Today I’m an athlete. Heck, judging by the amount of Lululemon and Athletica in my mom wardrobe, I’m dressing the part.
After high school, no one’s keeping score (no pun intended). You want to play basketball? Join an adult rec league team and *poof* you’re a basketball player. Softball? Same.
For me, it was running. Since my mid-twenties, three to four times a week, I hit the pavement. Through the stress of working 60 to 80-hour weeks as a young lawyer, I ran. Through the years and years of sleepless nights up with babies and toddlers, I ran.
And I am still running.
I have a box full of participation medals to prove it. 5K(s), 10K(s), 15K(s). Heck, I even just ran a half marathon. I hadn’t gotten close to finishing the training plan.
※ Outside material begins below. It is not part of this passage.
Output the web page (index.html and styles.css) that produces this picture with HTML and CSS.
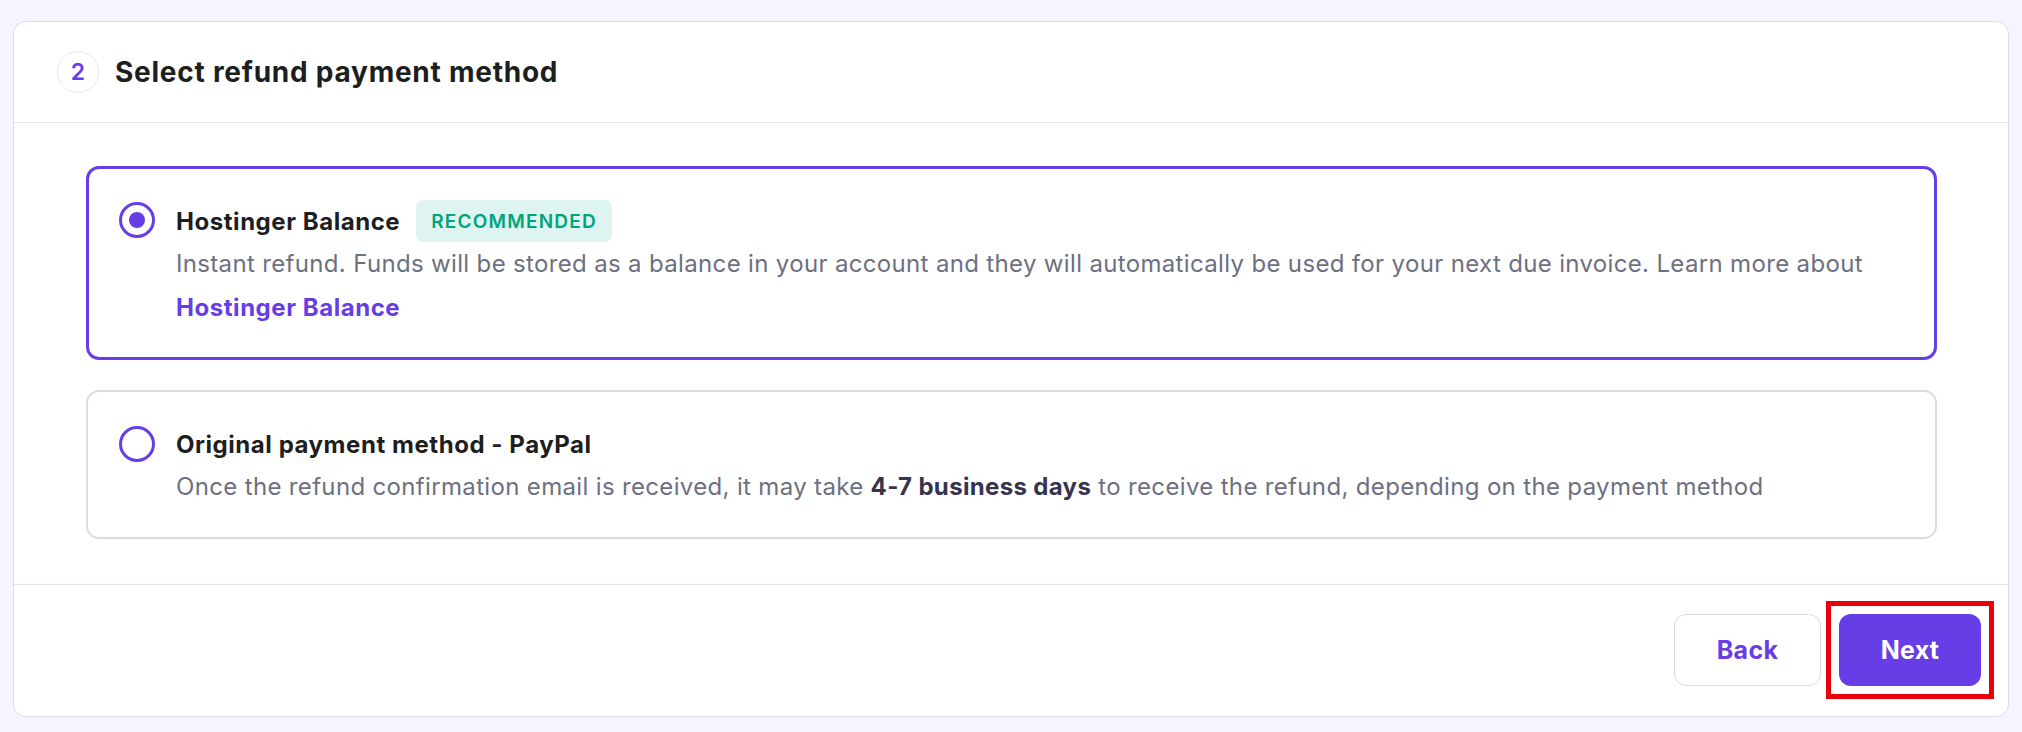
FILE: index.html
```html
<!DOCTYPE html>
<html lang="en">
<head>
<meta charset="utf-8">
<title>Select refund payment method</title>
<link rel="stylesheet" href="styles.css">
</head>
<body>
<div class="page">
  <section class="card">
    <header class="card-head">
      <span class="step">2</span>
      <h2 class="card-title">Select refund payment method</h2>
    </header>
    <div class="card-body">
      <label class="option option-selected">
        <span class="radio radio-on"><span class="radio-dot"></span></span>
        <span class="option-text">
          <span class="option-title-row">
            <span class="option-title">Hostinger Balance</span>
            <span class="badge">RECOMMENDED</span>
          </span>
          <span class="option-desc">Instant refund. Funds will be stored as a balance in your account and they will automatically be used for your next due invoice. Learn more about</span>
          <a class="option-link" href="#">Hostinger Balance</a>
        </span>
      </label>
      <label class="option">
        <span class="radio"></span>
        <span class="option-text">
          <span class="option-title-row">
            <span class="option-title">Original payment method - PayPal</span>
          </span>
          <span class="option-desc">Once the refund confirmation email is received, it may take <b>4-7 business days</b> to receive the refund, depending on the payment method</span>
        </span>
      </label>
    </div>
    <footer class="card-foot">
      <button class="btn btn-secondary" type="button">Back</button>
      <button class="btn btn-primary" type="button">Next</button>
    </footer>
  </section>
</div>
</body>
</html>
```

FILE: styles.css
```css
* { box-sizing: border-box; }

html, body {
  margin: 0;
  padding: 0;
  background: #f4f5ff;
  font-family: "Inter", "Noto Sans", "DejaVu Sans", sans-serif;
  color: #1d1e20;
}

.page {
  padding: 21px 13px 19px 13px;
}

.card {
  background: #fff;
  border: 1px solid #dcdde6;
  border-radius: 13px;
  display: flex;
  flex-direction: column;
}

.card-head {
  height: 101px;
  display: flex;
  align-items: center;
  gap: 16px;
  padding-left: 43px;
  border-bottom: 1px solid #e1e2ea;
}

.step {
  width: 42px;
  height: 42px;
  border-radius: 50%;
  border: 1px solid #e9e9f2;
  display: flex;
  align-items: center;
  justify-content: center;
  color: #673de6;
  font-size: 23px;
  font-weight: 600;
}

.card-title {
  margin: 0;
  font-size: 28px;
  font-weight: 700;
  letter-spacing: 0.75px;
  color: #1d1e20;
}

.card-body {
  padding: 43px 71px 45px 72px;
  display: flex;
  flex-direction: column;
  gap: 30px;
}

.option {
  display: flex;
  align-items: flex-start;
  gap: 21px;
  border: 2px solid #dadce0;
  border-radius: 13px;
  padding: 32px 30px 29px 31px;
  cursor: pointer;
}

.option-selected {
  border: 3px solid #673de6;
  padding: 31px 30px 27px 30px;
}

.radio {
  flex: none;
  width: 36px;
  height: 36px;
  border-radius: 50%;
  border: 3px solid #673de6;
  display: flex;
  align-items: center;
  justify-content: center;
  margin-top: 2px;
}

.radio-dot {
  width: 16px;
  height: 16px;
  border-radius: 50%;
  background: #673de6;
}

.option-text {
  display: flex;
  flex-direction: column;
}

.option-title-row {
  display: flex;
  align-items: center;
  gap: 16px;
  min-height: 41px;
}

.option-title {
  font-size: 24px;
  font-weight: 700;
  letter-spacing: 0.55px;
  color: #1d1e20;
}

.badge {
  background: #def4f0;
  color: #00a47a;
  font-size: 19px;
  font-weight: 600;
  letter-spacing: 1.2px;
  border-radius: 7px;
  height: 42px;
  padding: 0 15px;
  display: flex;
  align-items: center;
}

.option-desc {
  font-size: 24px;
  letter-spacing: 0.34px;
  line-height: 43px;
  color: #6d7081;
}

.option-desc b {
  color: #36344d;
  font-weight: 700;
}

.option-link {
  font-size: 24px;
  font-weight: 700;
  letter-spacing: 0.55px;
  line-height: 45px;
  color: #673de6;
  text-decoration: none;
}

.card-foot {
  border-top: 1px solid #e1e2ea;
  display: flex;
  justify-content: flex-end;
  gap: 18px;
  padding: 29px 27px 30px 0;
}

.btn {
  height: 72px;
  border-radius: 12px;
  font-family: inherit;
  font-size: 25px;
  font-weight: 700;
  letter-spacing: 0.3px;
  cursor: pointer;
}

.btn-secondary {
  width: 147px;
  background: #fff;
  border: 1px solid #dadce0;
  color: #673de6;
}

.btn-primary {
  position: relative;
  width: 142px;
  background: #673de6;
  border: none;
  color: #fff;
}

.btn-primary::after {
  content: "";
  position: absolute;
  top: -13px;
  right: -13px;
  bottom: -13px;
  left: -13px;
  border: 5px solid #e8000b;
  pointer-events: none;
}
```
Any high school track coach (or sane person) would have told me to not even try. But I gave it a go, thinking the worst thing that could happen would be quitting and summoning an Uber.
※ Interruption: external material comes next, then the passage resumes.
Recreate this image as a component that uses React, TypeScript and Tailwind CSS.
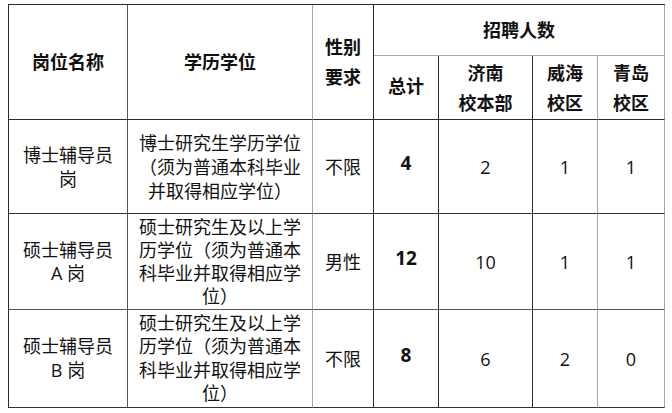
const dark = "border-[#2b2b2b]";

type Row = {
  name: string[];
  edu: string[];
  gender: string;
  total: number;
  jinan: number;
  weihai: number;
  qingdao: number;
  h: string;
  lead: string;
  bottom: string;
};

const rows: Row[] = [
  {
    name: ["博士辅导员", "岗"],
    edu: ["博士研究生学历学位", "（须为普通本科毕业", "并取得相应学位）"],
    gender: "不限",
    total: 4,
    jinan: 2,
    weihai: 1,
    qingdao: 1,
    h: "h-[94px]",
    lead: "leading-[24px]",
    bottom: "border-b-[#333]",
  },
  {
    name: ["硕士辅导员", "A 岗"],
    edu: ["硕士研究生及以上学", "历学位（须为普通本", "科毕业并取得相应学", "位）"],
    gender: "男性",
    total: 12,
    jinan: 10,
    weihai: 1,
    qingdao: 1,
    h: "h-[96px]",
    lead: "leading-[23px]",
    bottom: "border-b-[#555]",
  },
  {
    name: ["硕士辅导员", "B 岗"],
    edu: ["硕士研究生及以上学", "历学位（须为普通本", "科毕业并取得相应学", "位）"],
    gender: "不限",
    total: 8,
    jinan: 6,
    weihai: 2,
    qingdao: 0,
    h: "h-[98px]",
    lead: "leading-[23.5px]",
    bottom: "border-b-[#333]",
  },
];

const Lines = ({ lines }: { lines: string[] }) => (
  <>
    {lines.map((l, i) => (
      <div key={i} className="whitespace-nowrap">
        {l}
      </div>
    ))}
  </>
);

export default function App() {
  return (
    <div className="w-[672px] h-[413px] bg-white pt-[4px] pl-[8px] font-['Open_Sans','Noto_Sans_CJK_SC',sans-serif] text-[#111] text-[18px]">
      <table className={`table-fixed border-separate border-spacing-0 w-[657px] border-t border-l ${dark}`}>
        <colgroup>
          <col className="w-[119px]" />
          <col className="w-[185px]" />
          <col className="w-[61px]" />
          <col className="w-[65px]" />
          <col className="w-[94px]" />
          <col className="w-[65px]" />
          <col className="w-[67px]" />
        </colgroup>
        <thead>
          <tr className="h-[51px]">
            <th rowSpan={2} className="border-r border-b border-r-[#555] border-b-[#2b2b2b] font-bold text-center align-middle leading-[24px]">
              岗位名称
            </th>
            <th rowSpan={2} className="border-r border-b border-r-[#a8a8a8] border-b-[#2b2b2b] font-bold text-center align-middle leading-[24px]">
              学历学位
            </th>
            <th rowSpan={2} className={`border-r border-b ${dark} font-bold text-center align-middle leading-[30px]`}>
              <div>性别</div>
              <div>要求</div>
            </th>
            <th colSpan={4} className="border-r border-b border-r-[#a8a8a8] border-b-[#a8a8a8] font-bold text-center align-middle leading-[24px]">
              招聘人数
            </th>
          </tr>
          <tr className="h-[64px]">
            <th className={`border-r border-b ${dark} font-bold text-center align-middle leading-[24px] pb-[4px]`}>总计</th>
            <th className={`border-r border-b ${dark} font-bold text-center align-middle leading-[30px]`}>
              <div>济南</div>
              <div>校本部</div>
            </th>
            <th className="border-r border-b border-r-[#a8a8a8] border-b-[#2b2b2b] font-bold text-center align-middle leading-[30px]">
              <div>威海</div>
              <div>校区</div>
            </th>
            <th className="border-r border-b border-r-[#a8a8a8] border-b-[#2b2b2b] font-bold text-center align-middle leading-[30px]">
              <div>青岛</div>
              <div>校区</div>
            </th>
          </tr>
        </thead>
        <tbody>
          {rows.map((r, i) => (
            <tr key={i} className={r.h}>
              <td className={`border-r border-b border-r-[#555] ${r.bottom} text-center align-middle ${r.lead}`}>
                <Lines lines={r.name} />
              </td>
              <td className={`border-r border-b border-r-[#a8a8a8] ${r.bottom} text-center align-middle ${r.lead}`}>
                <Lines lines={r.edu} />
              </td>
              <td className={`border-r border-b border-r-[#2b2b2b] ${r.bottom} text-center align-middle leading-[24px]`}>
                {r.gender}
              </td>
              <td className={`border-r border-b border-r-[#2b2b2b] ${r.bottom} text-center align-middle font-bold text-[19px] leading-[24px] pb-[8px]`}>
                {r.total}
              </td>
              <td className={`border-r border-b border-r-[#2b2b2b] ${r.bottom} text-center align-middle leading-[24px]`}>
                {r.jinan}
              </td>
              <td className={`border-r border-b border-r-[#a8a8a8] ${r.bottom} text-center align-middle leading-[24px]`}>
                {r.weihai}
              </td>
              <td className={`border-r border-b border-r-[#a8a8a8] ${r.bottom} text-center align-middle leading-[24px]`}>
                {r.qingdao}
              </td>
            </tr>
          ))}
        </tbody>
      </table>
    </div>
  );
}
But I finished it. Running. With a fairly decent time when you subtract out the multiple bathroom breaks. Another side effect of aging for a mom after four big-headed babies? “Bladder management” becomes a key part of your running strategy.
I am outgoing
I’m Team Introvert all the way. Speaking before a large crowd? I’d rather die a death by a 1,000 paper cuts. Parties where I know few, if any, people? Drains the very life blood out of me.
In a family of mostly extroverts, I always saw this as a flaw, something I was always working against, never able to fix. That is, until I became a lawyer.
As any introvert will tell you, we’re great listeners. More importantly, we always listen before we speak. Clients, who are terrified to be in circumstances where they need a lawyer, feel better knowing you have actually heard them.
Same goes for teenage girls, as I am learning. More listening and less talking on your part means more talking on their part.
As for not being outgoing? While I won’t be giving a TED talk or hitting the lecture circuit anytime soon, I am outgoing, after a fashion. As a blogger, I’ve interacted with hundreds of people over the last couple of years and thousands more have read my (hopefully) humorous take on parenting and the law.
Heck, I’ve just shared my teenage insecurities with you fine folks, preserved for all eternity on the Internet. A hundred years from now, my great, great granddaughter could be reading this. If that’s not outgoing, I don’t know what is.
I am attractive
Our teenage years are filled with acne, hair growing in weird places, cumbersome new hygiene routines, and constantly trying to match someone else’s idea of what is beautiful.
So are your 40s.
The acne? It’s back. The hair growth? It’s back, but the places are even weirder. Your hygiene routine? It now includes Retin-A and wrinkle cream. You are supposed to be striving to look like what you looked like in your teens and 20s, which is very funny considering most of us weren’t happy with how we looked back then.
Or you can forget all that and choose to focus on the greatness in you.
My weight and dress size? Definitely higher numbers than what they were in my teens and 20s. So what? Thanks to my athletic transformation, I’m in better shape now than I was 20 or even 25 years ago. When I look in the mirror, I don’t see the extra weight. I see strong muscular arms and legs, capable of powering me through a half marathon or a day chasing after four kids.
Wearing a swimsuit at the pool? Definitely looks different on 44-year-old me, but wouldn’t trade the look of sheer glee on my kids’ faces when they see me wearing it (because they know it means mom is going to play in the pool) for any inches off of my waist.
And as for trying to match someone else’s ideal of beauty? I match my husband’s ideal. God bless that man for always being quick with a sincere compliment. More importantly, I match my own. Is there anyone more beautiful than a strong, confidant woman?
How do you like me now, 16-year-old Siobhán?
Thank you. Very well written. I think I needed this today.
I love this! Thank you for the perspective.